On the other hand, lowercasing OR
to or
will work, because there are no capitalized logical operators and
the query is treated as a phrase query.
It can be cumbersome to have to remember what will cause a syntax error depending on the type of query you want to perform. To make this simpler, when you want to perform a phrase query, you can enforce it in one of two ways:
- Place the double-quoted query inside single quotes. For example,
table.search('"they could have been dogs OR cats"')
is treated as a phrase query. - Explicitly declare the
phrase_query()
method. This is useful when you have a phrase query that itself contains double quotes. For example,table.search('the cats OR dogs were not really "pets" at all').phrase_query()
is treated as a phrase query.
In general, a query that's declared as a phrase query will be wrapped in double quotes during parsing, with nested double quotes replaced by single quotes.
Configurations (Only for Tantivy-based FTS)
By default, LanceDB configures a 1GB heap size limit for creating the index. You can reduce this if running on a smaller node, or increase this for faster performance while indexing a larger corpus.
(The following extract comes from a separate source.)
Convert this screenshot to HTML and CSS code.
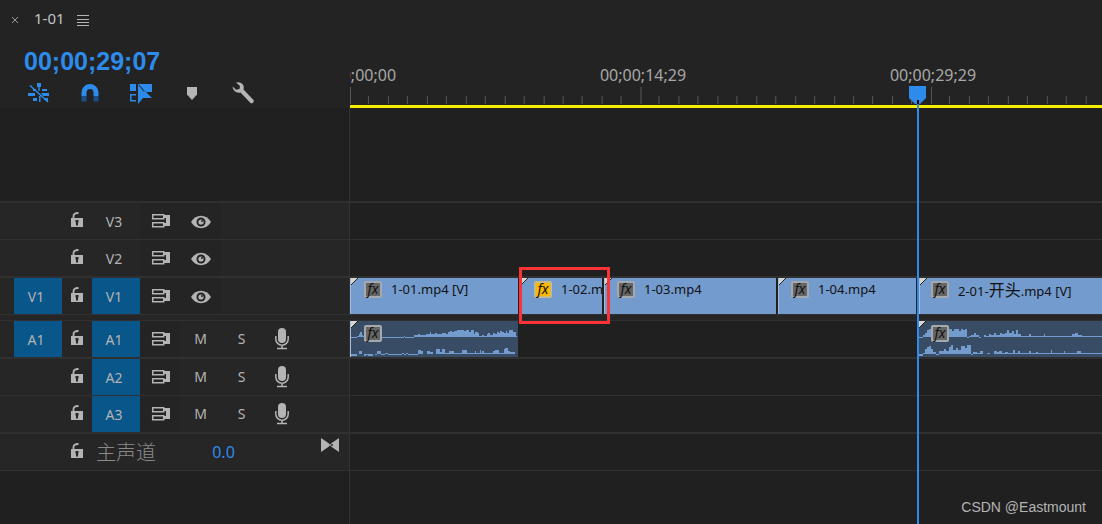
FILE: index.html
```html
<!DOCTYPE html>
<html lang="zh-CN">
<head>
<meta charset="utf-8">
<title>1-01</title>
<link rel="stylesheet" href="styles.css">
</head>
<body>
<svg class="defs" aria-hidden="true">
  <symbol id="lock" viewBox="0 0 14 16"><path d="M1 6h12v9H1z"/><path d="M3.500 6V4Q3.500 .8 8.500 1" fill="none" stroke="currentColor" stroke-width="1.800"/><path d="M5.500 8h3v2.500H8v3H6v-3h-.5z" fill="#262626"/></symbol>
  <symbol id="sync" viewBox="0 0 20 16"><path d="M1.700 1.700h11v4h-11zM1.700 9.700h11v4h-11z" fill="none" stroke="currentColor" stroke-width="1.500"/><path d="M13 2h6v11h-6v-3h2V5h-2z"/></symbol>
  <symbol id="eye" viewBox="0 0 20 14"><path d="M0 7Q4 .8 10 .8T20 7Q16 13.200 10 13.200T0 7z"/><circle cx="10" cy="7" r="4.500" fill="#242424"/><circle cx="10" cy="7" r="2.600"/><circle cx="11" cy="6" r="1" fill="#242424"/></symbol>
  <symbol id="mic" viewBox="0 0 16 22"><rect x="4" y="0" width="8" height="15" rx="4"/><path d="M1.800 8v3a6.200 6.200 0 0 0 12.400 0V8M8 17v3M3 20.500h10" fill="none" stroke="currentColor" stroke-width="1.500"/></symbol>
</svg>

<main class="timeline">
  <section class="top">
    <div class="panel">
      <div class="tab">
        <button class="close" aria-label="关闭"><svg viewBox="0 0 8 8"><path d="M1 1l6 6M7 1L1 7"/></svg></button>
        <span class="name">1-01</span>
        <button class="menu" aria-label="菜单"><svg viewBox="0 0 12 11"><path d="M0 .5h12M0 4.500h12M0 7.500h12M0 10.500h12"/></svg></button>
      </div>
      <div class="timecode">00;00;29;07</div>
      <div class="tools">
        <button class="on" aria-label="嵌套"><svg viewBox="0 0 22 22"><path d="M9 1h4v4h-1.300v4h-1.400V5H9zM5 7h3v2H5zM14 7h5v2h-5zM0 11h7v3H0zM13 11h8v3h-6zM5 16h4v3H5zM11 14h1.500v6H11zM16 16h4v3h-2z"/><path d="M2 3.500L20 20" fill="none" stroke="currentColor" stroke-width="1.500"/></svg></button>
        <button class="on" aria-label="对齐"><svg viewBox="0 0 22 22"><path d="M5 14V10.500a6 6 0 0 1 12 0V14" fill="none" stroke="currentColor" stroke-width="5"/><path d="M2.500 14h5v5.500h-5zM14.500 14h5v5.500h-5z" fill="#1c4f88"/></svg></button>
        <button class="on" aria-label="链接选择项"><svg viewBox="0 0 22 22"><path d="M0 2h6v7H0zM8 2h14v8h-6z"/><path d="M8 2v20l5-6h9z"/><path d="M14 9.500L9 3" stroke="#232323" fill="none"/><path d="M6 12.700H.8v6H6" fill="none" stroke="currentColor" stroke-width="1.500"/></svg></button>
        <button aria-label="添加标记"><svg viewBox="0 0 22 22"><path d="M6 5h10v7.500L11 18l-5-5.500z"/></svg></button>
        <button aria-label="设置"><svg viewBox="0 0 22 22"><path d="M4 .5Q8-.5 10.500 2q2 2.500 1 5.500L21.500 18q.8 1.500-.5 2.700-1.300 1-2.700 0L8.500 10.500Q5 11.500 2.500 9 .5 7 .7 4.500L4 7.800 7.500 7 8 4z"/></svg></button>
      </div>
    </div>
    <div class="ruler">
      <div class="times"><span>00;00;00;00</span><span>00;00;14;29</span><span>00;00;29;29</span></div>
      <svg class="ticks" width="2000" height="18"><defs><pattern id="tick" width="290.500" height="18" patternUnits="userSpaceOnUse"><path d="M0 0h1v17H0zM18 9h1v8h-1zM38 9h1v8h-1zM57 9h1v8h-1zM77 9h1v8h-1zM96 9h1v8h-1zM116 9h1v8h-1zM135 9h1v8h-1zM155 9h1v8h-1zM174 9h1v8h-1zM194 9h1v8h-1zM213 9h1v8h-1zM232 9h1v8h-1zM252 9h1v8h-1zM271 9h1v8h-1z"/></pattern></defs><rect width="2000" height="18" fill="url(#tick)"/></svg>
    </div>
  </section>

  <section class="row space"><div class="head"></div><div class="lane"></div></section>

  <section class="row thick">
    <div class="head video"><button class="lock" aria-label="锁定 V3"><svg><use href="#lock"/></svg></button><button class="target">V3</button><button class="sync" aria-label="同步锁定"><svg><use href="#sync"/></svg></button><button class="eye" aria-label="切换轨道输出"><svg><use href="#eye"/></svg></button></div>
    <div class="lane"></div>
  </section>
  <section class="row">
    <div class="head video"><button class="lock" aria-label="锁定 V2"><svg><use href="#lock"/></svg></button><button class="target">V2</button><button class="sync" aria-label="同步锁定"><svg><use href="#sync"/></svg></button><button class="eye" aria-label="切换轨道输出"><svg><use href="#eye"/></svg></button></div>
    <div class="lane"></div>
  </section>
  <section class="row thick">
    <div class="head video"><button class="source">V1</button><button class="lock" aria-label="锁定 V1"><svg><use href="#lock"/></svg></button><button class="target active">V1</button><button class="sync" aria-label="同步锁定"><svg><use href="#sync"/></svg></button><button class="eye" aria-label="切换轨道输出"><svg><use href="#eye"/></svg></button></div>
    <div class="lane">
      <div class="clip w-a"><i class="fx">fx</i><span>1-01.mp4 [V]</span></div>
      <div class="clip w-b"><i class="fx changed">fx</i><span>1-02.m</span></div>
      <div class="clip w-c"><i class="fx">fx</i><span>1-03.mp4</span></div>
      <div class="clip w-d"><i class="fx">fx</i><span>1-04.mp4</span></div>
      <div class="clip rest"><i class="fx">fx</i><span>2-01-<b>开头</b>.mp4 [V]</span></div>
    </div>
  </section>
  <div class="divider"></div>
  <section class="row">
    <div class="head audio"><button class="source">A1</button><button class="lock" aria-label="锁定 A1"><svg><use href="#lock"/></svg></button><button class="target active">A1</button><button class="sync" aria-label="同步锁定"><svg><use href="#sync"/></svg></button><button>M</button><button>S</button><button class="mic" aria-label="画外音录制"><svg><use href="#mic"/></svg></button></div>
    <div class="lane split">
      <div class="clip sound w-a">
        <svg class="wave" width="168" height="36"><path d="M0 17h6v-2h2v-2h1v-2h2v3h1v1h1v2h40v-2h1v2h9v-3h4v-1h2v1h6v-1h4v-2h1v2h4v-1h2v1h5v-1h4v1h2v-2h2v-1h2v1h2v-1h3v-1h7v1h2v-1h3v2h2v-2h3v4h1v-2h3v1h1v3h3v-1h2v1h3v-2h1v-1h2v2h3v-2h2v1h2v-2h2v1h1v-2h2v1h2v1h2v-2h1v2h2v-3h4v2h3v4h1v1H0z"/><path d="M0 35h6v-2h2v-3h3v3h2v2h2v-1h2v1h5v-2h2v1h2v-4h4v4h4v-2h3v2h14v-2h2v2h2v-2h2v2h10v-5h3v1h2v3h4v-3h3v1h3v2h3v-5h4v3h2v-3h3v4h4v-2h5v2h8v-3h5v3h8v-2h1v2h4v-3h1v3h1v-2h2v2h9v-2h2v-1h4v3h5v-4h1v-1h3v3h2v1h5v2H0z"/></svg>
        <i class="fx">fx</i>
      </div>
      <div class="clip sound rest">
        <svg class="wave" width="600" height="36"><path d="M0 17h4v-3h2v-2h2v-3h2v-1h3v2h17V8h3v2h2V8h5v2h2V8h2v1h2V8h2v9h2v-2h2v-1h3v-2h2v2h3v3h2v-1h3v-2h2v1h3v-2h2v1h3v-2h2v2h4v-2h2v1h3v-1h2v-3h2v3h3v-2h2v3h2v-4h2v4h3v2h8v-2h2v2h13v-2h1v2h27v-2h3v-1h3v2h4v1h420v1H0z"/><path d="M0 35h4v-3h2v-4h2v-2h2v-1h2v3h2v3h3v3h3v-4h5v-2h2v2h3v-4h2v-2h2v5h3v-2h2v2h3v-4h4v2h2v-3h4v10h2v-3h4v1h3v-2h3v3h4v-1h3v1h4v-3h3v1h2v-1h3v2h3v-1h3v1h5v-3h2v3h3v-2h2v2h9v-2h2v2h5v-1h2v1h13v-3h1v3h12v-2h1v2h12v-2h4v2h430v1H0z"/></svg>
        <i class="fx">fx</i>
      </div>
    </div>
  </section>
  <section class="row thick">
    <div class="head audio"><button class="lock" aria-label="锁定 A2"><svg><use href="#lock"/></svg></button><button class="target active">A2</button><button class="sync" aria-label="同步锁定"><svg><use href="#sync"/></svg></button><button>M</button><button>S</button><button class="mic" aria-label="画外音录制"><svg><use href="#mic"/></svg></button></div>
    <div class="lane"></div>
  </section>
  <section class="row">
    <div class="head audio"><button class="lock" aria-label="锁定 A3"><svg><use href="#lock"/></svg></button><button class="target active">A3</button><button class="sync" aria-label="同步锁定"><svg><use href="#sync"/></svg></button><button>M</button><button>S</button><button class="mic" aria-label="画外音录制"><svg><use href="#mic"/></svg></button></div>
    <div class="lane"></div>
  </section>
  <section class="row thick">
    <div class="head master"><button class="lock" aria-label="锁定主声道"><svg><use href="#lock"/></svg></button><span class="title">主声道</span><button class="gain">0.0</button><button class="ends" aria-label="显示关键帧"><svg viewBox="0 0 18 14"><path d="M0 0l8 5.500v3L0 14zM18 0l-8 5.500v3l8 5.500zM6 6.200h6v1.600H6z"/></svg></button></div>
    <div class="lane"></div>
  </section>
  <section class="row fill">
    <div class="head blank"></div>
    <div class="lane foot"><span class="credit">CSDN @Eastmount</span></div>
  </section>

  <div class="playhead"><svg viewBox="0 0 17 18"><path d="M0 0h17v12l-6 6H6l-6-6z"/><path d="M8 14h2v4H8z" fill="#000"/></svg></div>
  <div class="highlight"></div>
</main>
</body>
</html>
```
FILE: styles.css
```css
* { box-sizing: border-box; }
body {
  margin: 0;
  background: #202020;
  color: #b4b4b4;
  font: 14px/20px "Noto Sans", "Noto Sans CJK SC", sans-serif;
}
button {
  display: flex;
  align-items: center;
  justify-content: center;
  padding: 0;
  border: 0;
  background: none;
  color: inherit;
  font: inherit;
}
svg { display: block; fill: currentColor; }
.defs { position: absolute; width: 0; height: 0; }

.timeline {
  position: relative;
  display: flex;
  flex-direction: column;
  min-height: 100vh;
  overflow: hidden;
}
.top, .row { display: grid; grid-template-columns: 350px minmax(0, 1fr); }
.top { background: #232323; }

.panel { height: 108px; }
.tab { display: flex; align-items: center; height: 40px; padding-left: 11px; }
.close svg { width: 8px; height: 8px; fill: none; stroke: #999; }
.name { margin: 0 12px 4px 15px; font-size: 15px; color: #c4c4c4; }
.menu svg { width: 12px; height: 11px; fill: none; stroke: #b4b4b4; }
.timecode {
  padding-left: 24px;
  color: #2d8ceb;
  font: bold 25px/42px "Liberation Sans", Arial, sans-serif;
}
.tools { display: flex; gap: 29px; padding-left: 28px; }
.tools svg { width: 22px; height: 22px; }
.on { color: #2d8ceb; }

.ruler {
  display: flex;
  flex-direction: column;
  justify-content: flex-end;
  overflow: hidden;
  border-bottom: 3px solid #f5ee00;
}
.times { display: flex; margin-left: -142px; font-size: 16px; color: #a8a8a8; }
.times span { flex: 0 0 290px; text-align: center; }
.ticks { margin-top: 2px; fill: #565656; shape-rendering: crispEdges; }

.row { border-bottom: 1px solid #303030; }
.thick { border-top: 1px solid #303030; }
.head {
  display: grid;
  grid-template-columns: 48px 30px 48px 40px 41px 41px 39px;
  height: 36px;
  padding-left: 14px;
  border-right: 1px solid #333;
  background: #262626;
}
.space .head, .fill .head { height: auto; background: none; }
.space { min-height: 94px; }
.fill { flex: 1; border: 0; }
.lock { grid-column: 2; }
.lock svg { width: 14px; height: 16px; margin-bottom: 3px; }
.source, .active { background: #09568a; }
.target, .source { padding: 2px 4px 0 0; }
.sync, .video .eye { background: #242424; }
.sync svg { width: 20px; height: 16px; margin-left: 2px; }
.eye svg { width: 20px; height: 14px; margin-top: 2px; }
.mic svg { width: 16px; height: 22px; }
.divider { height: 6px; background: #262626; border-bottom: 1px solid #303030; }
.title { grid-column: 3 / 5; padding-left: 4px; font: 300 20px/36px "Noto Sans CJK SC", sans-serif; color: #8a8a8a; }
.gain { grid-column: 5 / 6; padding-left: 6px; font-size: 16px; color: #2d8ceb; }
.master { grid-template-columns: 48px 30px 48px 60px 41px 68px 41px; }
.ends { grid-column: 7; }
.ends svg { width: 18px; height: 14px; margin-bottom: 15px; }

.lane { display: flex; gap: 2px; min-width: 0; }
.clip {
  position: relative;
  display: flex;
  flex: none;
  gap: 9px;
  height: 36px;
  padding: 3px 0 0 13px;
  overflow: hidden;
  border-left: 1px solid #a9bddb;
  background: #739bce;
  color: #111;
  font-size: 13px;
  line-height: 16px;
  white-space: nowrap;
}
.clip::before {
  content: "";
  position: absolute;
  top: 0;
  left: -1px;
  width: 8px;
  height: 8px;
  background: linear-gradient(135deg, #d6d6d0 0 44%, #222 44% 54%, transparent 54%);
}
.clip b { font: 16px/16px "Noto Sans CJK SC", sans-serif; }
.w-a { width: 168px; }
.w-b { width: 82px; }
.w-c { width: 172px; padding-left: 12px; }
.w-d { width: 138px; padding-left: 12px; }
.rest { flex: 1; margin-left: 1px; padding-left: 11px; }
.split { gap: 400px; }
.split .rest { margin-left: 0; padding-left: 12px; }
.sound { padding-top: 4px; background: #394c66; }
.wave { position: absolute; top: 0; left: 0; fill: #739bce; shape-rendering: crispEdges; }
.fx {
  position: relative;
  flex: none;
  width: 18px;
  height: 17px;
  border: 2px solid #a5a9ae;
  border-radius: 2px;
  background: #666;
  color: #111;
  font-size: 14px;
  line-height: 12px;
  text-align: center;
}
.changed { border-color: #c9b985; background: #fbb800; }

.foot { align-items: flex-end; justify-content: flex-end; padding: 0 16px 7px 0; }
.credit { font: 14px/20px "Liberation Sans", Arial, sans-serif; color: #b4b4b4; }

.playhead {
  position: absolute;
  top: 86px;
  bottom: 0;
  left: 909px;
  width: 17px;
  color: #2d8ceb;
  background: linear-gradient(#2d8ceb, #2d8ceb) 8px 0 / 2px 100% no-repeat;
}
.playhead svg { width: 17px; height: 18px; }
.highlight {
  position: absolute;
  top: 267px;
  left: 519px;
  width: 91px;
  height: 57px;
  border: 3px solid #fb3335;
}
```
# configure a 512MB heap size
heap = 1024 * 1024 * 512
table.create_fts_index(["text1", "text2"], writer_heap_size=heap, replace=True)
Current limitations
For that Tantivy-based FTS:
-
Currently we do not yet support incremental writes. If you add data after FTS index creation, it won't be reflected in search results until you do a full reindex.
-
We currently only support local filesystem paths for the FTS index. This is a tantivy limitation. We've implemented an object store plugin but there's no way in tantivy-py to specify to use it.